System capabilities:

• Operational detection of equipment defects with minimization of the human factor.
• Transparency and completeness of data on equipment status.
• Acceleration of the process of walkthroughs and inspections.
• Automatic logging and reduction of reporting time.
• Fault prediction and repair planning automation.

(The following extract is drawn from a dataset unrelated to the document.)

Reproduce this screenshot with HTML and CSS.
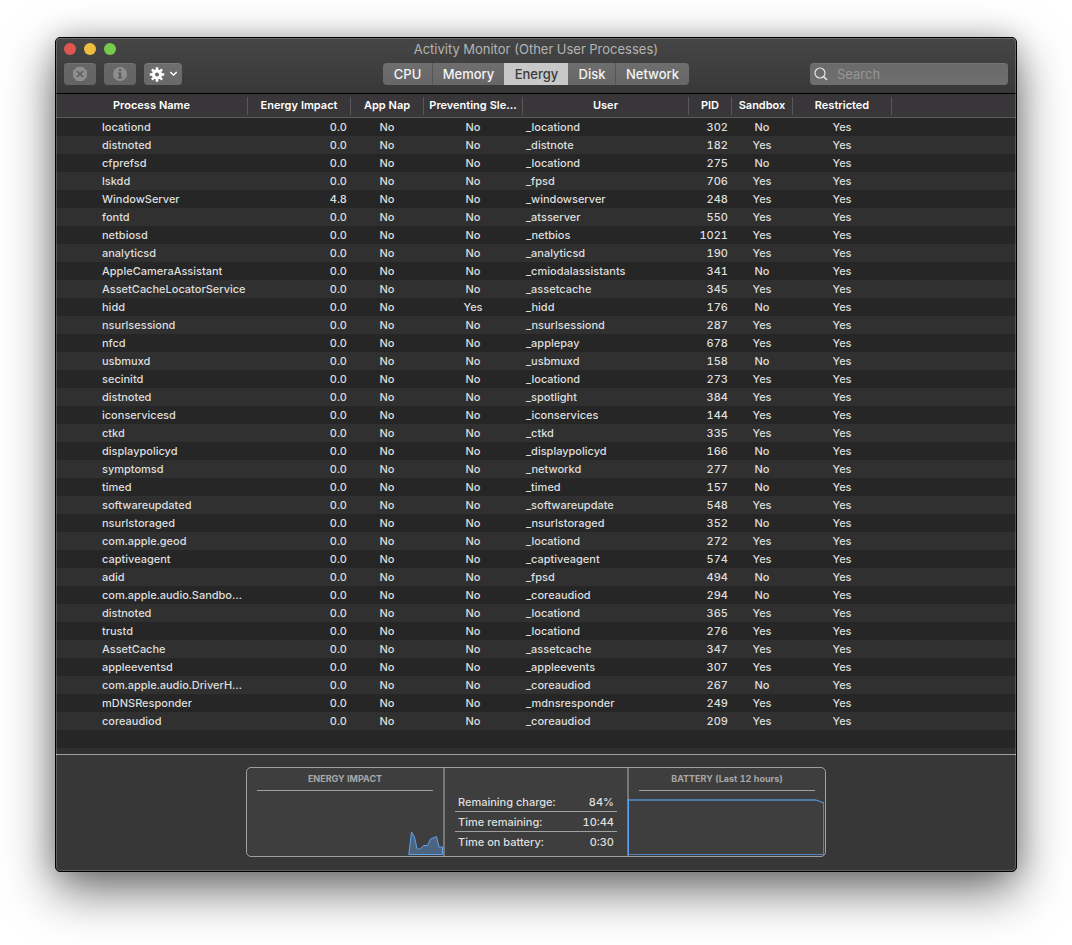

Achievable business effects:

1. Time savings:
   • Reduction of time for inspections and data analysis by 30-40%.
2. Improving service quality:
   • Elimination of errors due to human factors.
   • More accurate identification of problem areas and their documentation.
3. Extension of equipment resource:
   • Timely detection of malfunctions and prevention of emergency situations.
4. Cost savings:
   • Reduction of costs for unplanned repairs and downtime.
   • Reduction of labor costs.
5. Improving work productivity:
   • Route optimization for inspections.
   • Reduction of workload on specialists.
6. Reduction of risks for personnel:
   • Elimination of the need for direct contact with potentially hazardous areas through the use of drones and remote IoT data collection.

5. Implementation

• Payback period: 12-18 months (for a company with 500+ units of equipment).​
• Implementation stages:
  1. Pilot on critical assets (turbines, compressors, generators).
  2. Integration with ERP.
  3. Employee training.
• Cost: From 50K USD (SaaS model) to 2M USD (custom turnkey solution).

6. Summary

The integration of AI into mobile inspection processes in industry and energy can significantly enhance their efficiency. Implementing such a system requires substantial investments; however, the resulting business effects allow for a quick return on investment through increased equipment reliability, reduced downtime, and improved labor productivity of specialists.